I don't disagree but the ACC's ceiling in football his a lot higher. Better demographics and growth in states like SC, NC, FL, and GA.
You forgot Notre Dame.
Baseball would suffer big time.
I think Texas still has a shot to go indy with the ACC and mimic what ND did. ESPN owns all three tiers of the ACC so it would be a lot easier to absorb LHN as is and work out all the games across ESPN networks. Finally, if the ACC is serious about getting their own network, adding a few games against UT and ND would be a good way to do it.
The problem is the ACC's weak football brand and that outside of Virginia and North Carolina, it has no #1 team in its state. Pitt is no PSU, Clemson is a bit behind South Carolina, Georgia Tech hasn't been close to Georgia since the Bobby Dodd days, Florida State and Miami invariably trail Florida, and Louisville may be ahead of Kentucky in football, but so what?
I'm a Maryland alumnus who's glad to be leaving the ACC for a conference with a
real, old-money football culture; I can't imagine anyone in Austin would be thrilled about playing Wake, Duke and BC in football every few years.
Also, in terms of distance, it's not as if the ACC is next door to UT. The closest members would be Louisville and Florida State, probably not that much closer to Austin than WVU is to Ames. Distance would be a problem for Texas in switching to
any major conference -- the least difficulty would be the SEC, but A&M probably would have veto power and from an academic perspective, in the SEC, UT would feel like its IQ was shaved ten points.
I doubt the entry that opened this thread (UT and Georgia Tech to the Big Ten) has any possibility of happening...but let's say it did. Tech is AAU, just like Texas. Atlanta is a wonderful city to visit, easily accessible by air as the "crossroads of the Southeast." And adding both the Longhorns and Yellow Jackets gives the Big Ten a legit one-two punch in baseball, alleviating some concerns and perhaps persuading some current Big Ten members to bolster their programs.

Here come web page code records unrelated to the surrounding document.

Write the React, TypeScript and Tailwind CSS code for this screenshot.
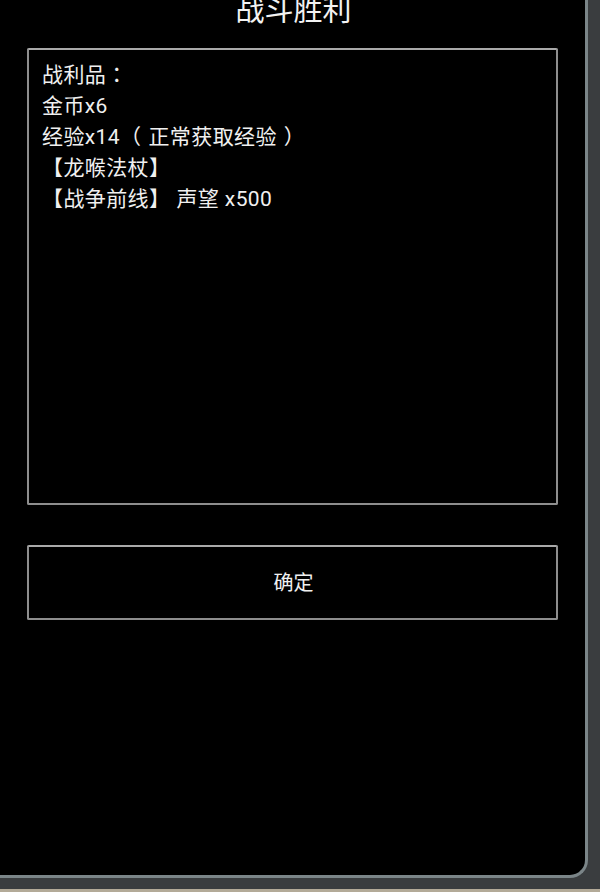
import React from 'react';

const font = { fontFamily: 'Roboto, "Noto Sans CJK TC", "Noto Sans", sans-serif' };

export default function App() {
  return (
    <div className="w-[600px] h-[892px] flex flex-col bg-black overflow-hidden" style={font}>
      <div className="h-[889px] bg-[#3a3d3f] pr-[12px] pb-[11px] flex">
        <div className="flex-1 bg-black border-r-[3px] border-b-[3px] border-[#7b8588] rounded-br-[18px] flex flex-col pl-[27px] pr-[27px]">
          <div className="h-[48px] flex justify-center">
            <h1 className="text-[29px] leading-[29px] -mt-[3px] pl-[2px] text-[#f2f2f2] font-normal">战斗胜利</h1>
          </div>
          <div className="h-[457px] border-2 border-[#8e8e8e] border-t-[#a9a9a9] rounded-[2px] pt-[10px] pl-[13px] text-[21px] leading-[31px] tracking-[0.4px] text-[#f0f0f0]">
            <div>战利品：</div>
            <div>金币x6</div>
            <div>
              经验x14<span className="mr-[7px]">（</span>正常获取经验<span className="ml-[7px]">）</span>
            </div>
            <div>【龙喉法杖】</div>
            <div>
              【战争前线】<span className="ml-[6px]">声望 x500</span>
            </div>
          </div>
          <button className="mt-[40px] h-[75px] border-2 border-[#8e8e8e] border-t-[#a9a9a9] rounded-[2px] text-[20px] text-[#f0f0f0] flex items-center justify-center pl-[2px]">
            确定
          </button>
        </div>
      </div>
      <div className="h-[3px] bg-[#b3aa98]" />
    </div>
  );
}
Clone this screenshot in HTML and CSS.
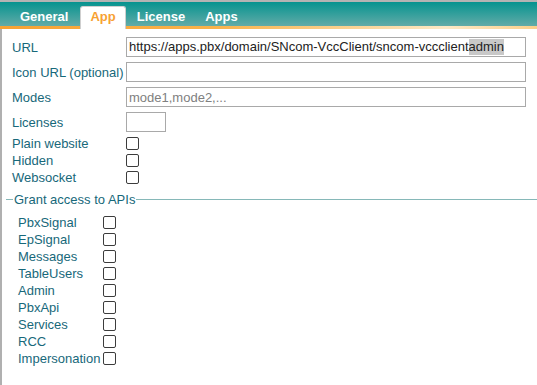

Unless Texas maintains the
status quo and remains in a withering Big 12, it won't be calling the shots in its new home. Perhaps it could to some extent in the Pac with Texas Tech, Oklahoma and Okie State, but not in the Big Ten (it's an all-for-one, one-for-all philosophy traditionally alien to Austin), and
certainly not in the ACC (as Notre Dame will discover when it locks heads with the Research Triangle schools, particularly UNC -- it thinks it's an alpha dog like Texas without alpha dog football). There will have to a change in mindset in burnt orange country, no matter where the Longhorns move.